Count the lines below that contain the word "Reproduce", and reply with that number alone.

**RAW RECORDS:**
========================================

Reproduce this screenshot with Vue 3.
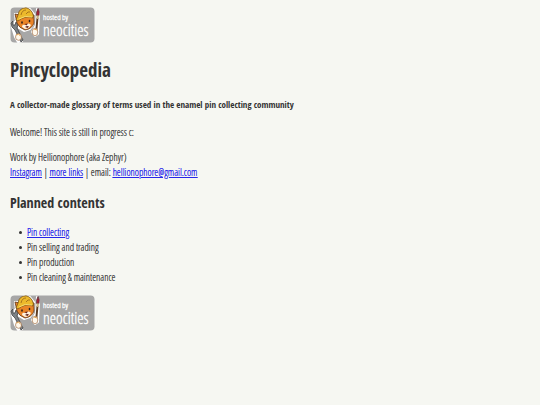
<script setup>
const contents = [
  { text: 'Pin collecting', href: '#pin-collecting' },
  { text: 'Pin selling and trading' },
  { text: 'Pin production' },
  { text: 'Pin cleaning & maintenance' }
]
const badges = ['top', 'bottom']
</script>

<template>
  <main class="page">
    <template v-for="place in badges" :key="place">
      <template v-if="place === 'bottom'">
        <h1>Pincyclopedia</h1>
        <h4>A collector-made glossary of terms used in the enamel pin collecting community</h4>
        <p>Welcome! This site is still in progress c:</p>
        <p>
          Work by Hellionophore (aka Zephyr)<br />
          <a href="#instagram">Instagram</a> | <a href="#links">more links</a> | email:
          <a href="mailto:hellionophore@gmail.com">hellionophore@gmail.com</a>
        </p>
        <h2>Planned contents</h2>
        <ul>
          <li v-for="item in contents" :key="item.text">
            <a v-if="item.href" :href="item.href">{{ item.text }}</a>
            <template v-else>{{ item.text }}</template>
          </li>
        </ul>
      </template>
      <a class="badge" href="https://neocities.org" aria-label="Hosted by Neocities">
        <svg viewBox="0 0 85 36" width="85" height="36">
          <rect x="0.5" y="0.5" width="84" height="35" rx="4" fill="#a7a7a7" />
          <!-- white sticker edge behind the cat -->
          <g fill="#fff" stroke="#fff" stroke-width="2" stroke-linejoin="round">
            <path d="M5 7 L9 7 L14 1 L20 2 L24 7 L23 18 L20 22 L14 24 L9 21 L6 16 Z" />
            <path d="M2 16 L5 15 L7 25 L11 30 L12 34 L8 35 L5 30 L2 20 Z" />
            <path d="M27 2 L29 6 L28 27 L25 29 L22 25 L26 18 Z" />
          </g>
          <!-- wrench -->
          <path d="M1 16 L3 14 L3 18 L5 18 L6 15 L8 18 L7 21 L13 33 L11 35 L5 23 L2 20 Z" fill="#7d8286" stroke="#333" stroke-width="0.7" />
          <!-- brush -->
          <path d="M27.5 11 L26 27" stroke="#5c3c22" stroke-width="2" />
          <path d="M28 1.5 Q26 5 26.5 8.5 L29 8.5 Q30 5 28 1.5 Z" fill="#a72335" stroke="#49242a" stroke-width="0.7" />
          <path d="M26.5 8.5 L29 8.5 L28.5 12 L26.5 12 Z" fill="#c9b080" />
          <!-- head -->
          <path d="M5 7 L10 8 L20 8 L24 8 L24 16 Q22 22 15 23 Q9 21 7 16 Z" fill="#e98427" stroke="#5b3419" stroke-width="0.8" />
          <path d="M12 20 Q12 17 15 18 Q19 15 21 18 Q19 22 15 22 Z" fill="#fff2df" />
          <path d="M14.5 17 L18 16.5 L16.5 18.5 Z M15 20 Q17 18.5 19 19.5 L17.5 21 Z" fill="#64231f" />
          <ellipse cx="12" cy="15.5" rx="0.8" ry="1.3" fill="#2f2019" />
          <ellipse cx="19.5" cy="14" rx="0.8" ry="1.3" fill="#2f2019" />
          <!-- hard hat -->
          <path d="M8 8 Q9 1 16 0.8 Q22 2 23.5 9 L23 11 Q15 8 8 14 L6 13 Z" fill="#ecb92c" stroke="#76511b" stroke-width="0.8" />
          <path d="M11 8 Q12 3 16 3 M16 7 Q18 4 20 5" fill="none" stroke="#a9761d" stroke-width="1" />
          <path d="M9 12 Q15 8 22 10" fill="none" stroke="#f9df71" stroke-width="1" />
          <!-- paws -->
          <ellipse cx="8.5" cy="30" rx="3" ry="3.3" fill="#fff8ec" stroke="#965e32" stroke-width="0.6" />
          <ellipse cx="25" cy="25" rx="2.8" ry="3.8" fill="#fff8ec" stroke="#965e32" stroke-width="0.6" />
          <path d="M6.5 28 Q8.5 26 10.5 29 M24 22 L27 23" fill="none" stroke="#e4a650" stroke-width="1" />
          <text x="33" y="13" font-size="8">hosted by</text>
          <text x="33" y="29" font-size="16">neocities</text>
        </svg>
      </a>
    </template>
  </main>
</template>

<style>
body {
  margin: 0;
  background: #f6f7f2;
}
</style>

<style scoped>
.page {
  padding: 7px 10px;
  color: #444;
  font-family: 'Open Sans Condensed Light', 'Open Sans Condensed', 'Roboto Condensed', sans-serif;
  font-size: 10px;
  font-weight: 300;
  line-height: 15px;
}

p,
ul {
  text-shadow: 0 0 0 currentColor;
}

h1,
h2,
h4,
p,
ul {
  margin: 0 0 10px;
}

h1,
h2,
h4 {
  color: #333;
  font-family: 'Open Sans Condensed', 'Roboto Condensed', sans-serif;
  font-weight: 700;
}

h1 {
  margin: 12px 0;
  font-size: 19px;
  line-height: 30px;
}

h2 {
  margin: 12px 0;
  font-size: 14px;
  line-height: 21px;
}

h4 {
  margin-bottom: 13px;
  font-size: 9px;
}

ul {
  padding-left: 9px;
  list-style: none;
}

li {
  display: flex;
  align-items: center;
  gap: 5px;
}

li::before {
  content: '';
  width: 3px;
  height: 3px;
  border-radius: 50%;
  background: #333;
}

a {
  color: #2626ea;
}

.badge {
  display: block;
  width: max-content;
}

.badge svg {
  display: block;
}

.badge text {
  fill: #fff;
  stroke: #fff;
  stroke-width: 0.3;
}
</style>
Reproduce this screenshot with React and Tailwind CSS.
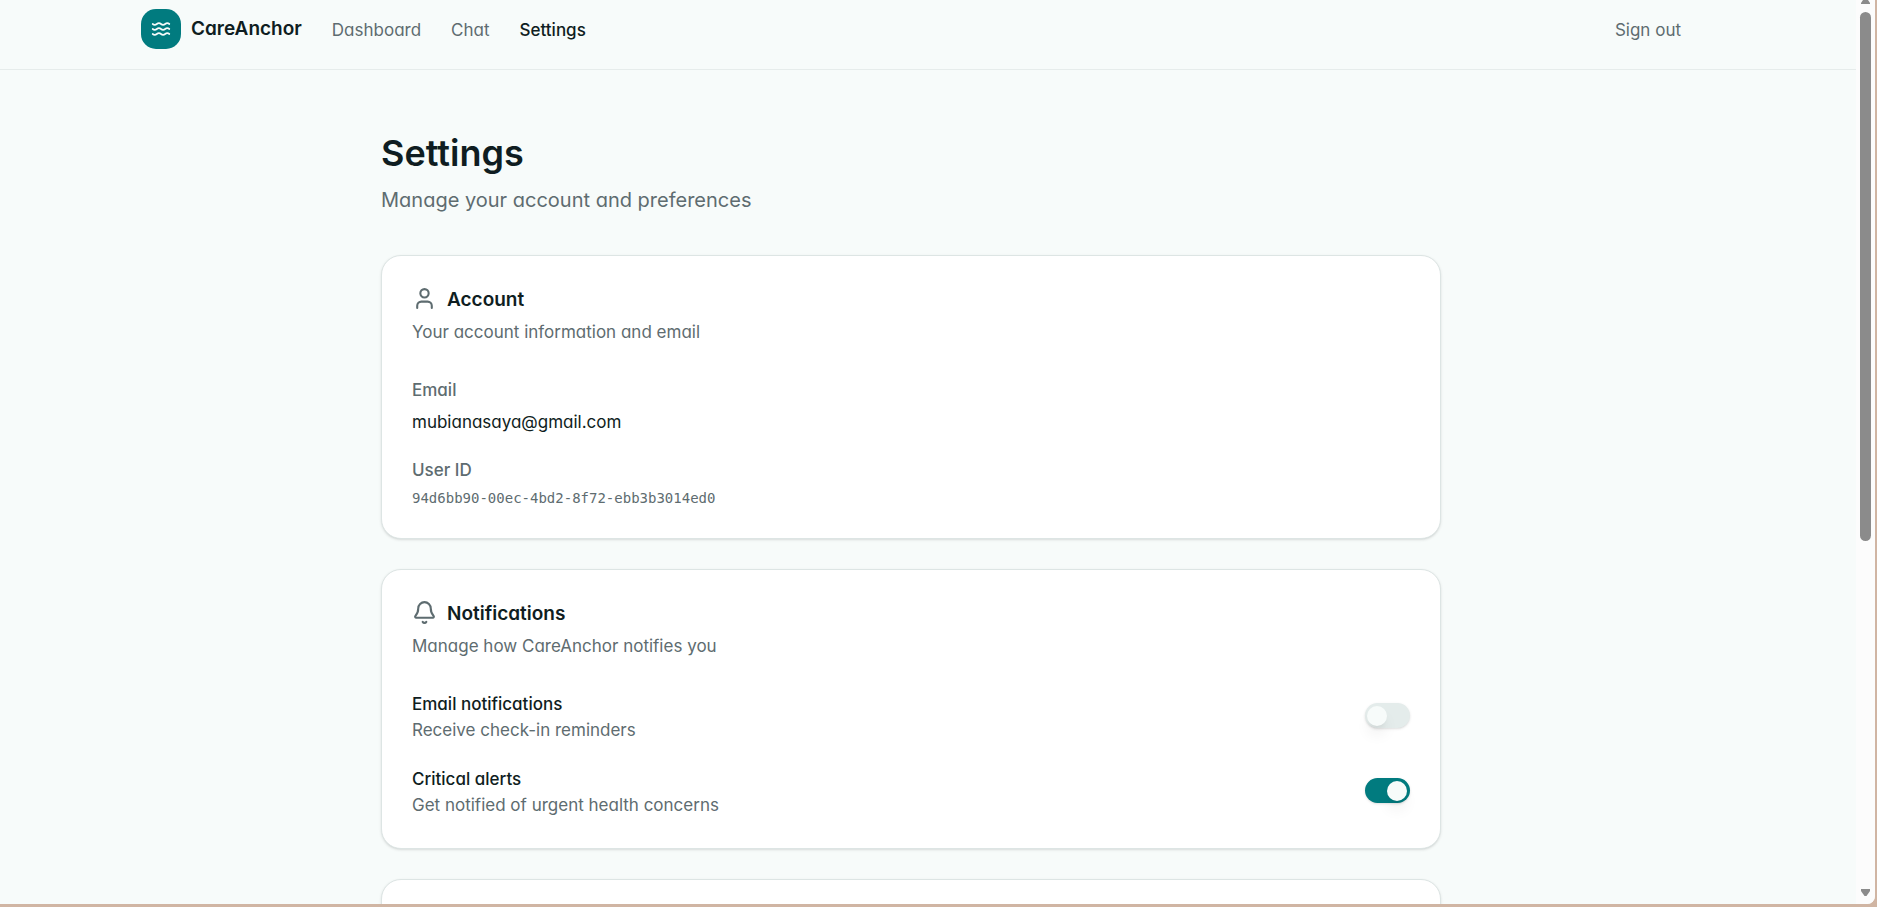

========================================

**TASK SOLUTION:**
2